At school, feelings of admiration and respect may become intense and even personal between a student and teacher.

"Usually teachers who are going to molest kids grew up in a household or in some kind of environment where people didn't recognize age distinction," said Dr. Susan Heitler, a clinical psychologist. "Boundaries got slippery all around."

Dr. Heitler says most of time the teacher doesn't understand they've done something wrong.

What a teacher gets from an inappropriate relationship.. is what most people get in a healthy relationship.

"The excitement of romantic feelings, the closeness with someone," said Dr. Heitler

The Colorado Department of Education keeps a record of teaching licenses terminated for sexual assault of a child. Starting in 1994 through January of this year, the numbers appear consistent. State records show the problem has not gotten worse, nor has it gone away.
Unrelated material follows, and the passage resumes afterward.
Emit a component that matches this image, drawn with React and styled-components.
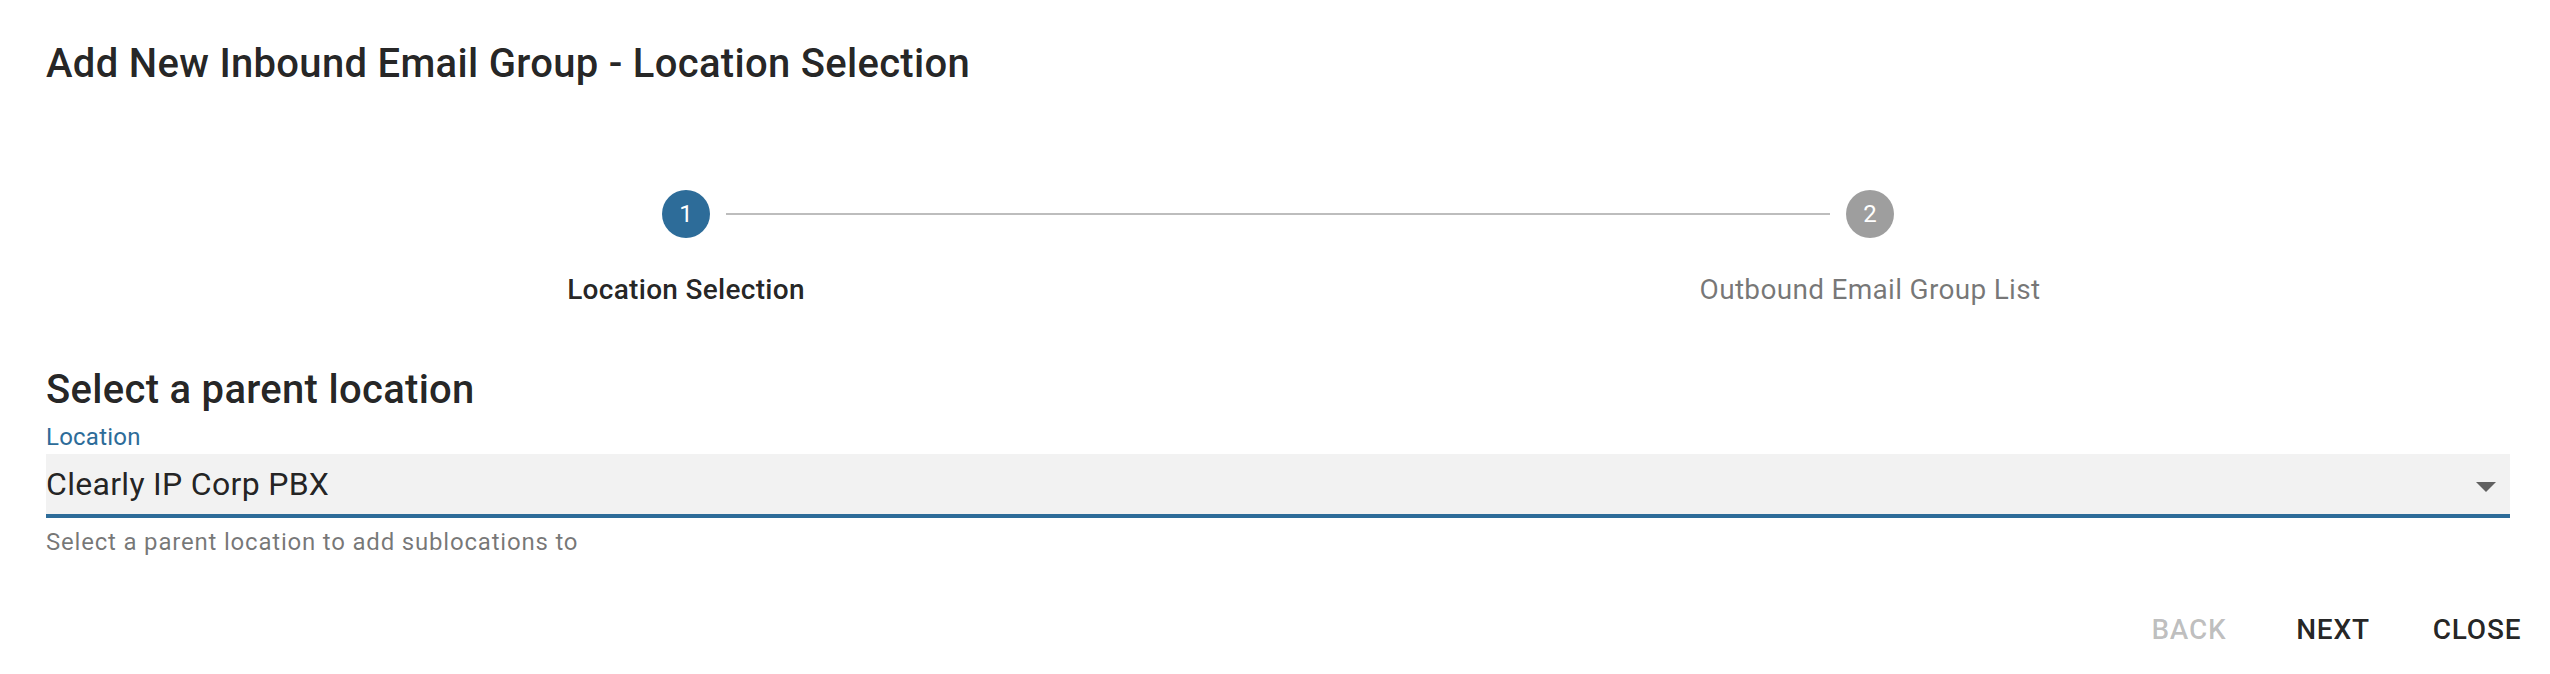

"Those numbers, the numbers say 3 to 10 per year of teachers who actually lost their teaching licenses are just a drop in the bucket of kids who have had some sexual advances made by someone," Dr. Heitler said.

Dr. Heitler told CBS4 inappropriate sex is more likely if there's privacy. Privacy can be private meetings at school, cell phone calls and text messaging. Even e-mail and the Internet provides an opportunity for teachers and students to communicate privately.

"One thing parents can do and teachers, or even better the school administration must do is be able to talk about these issues," she said.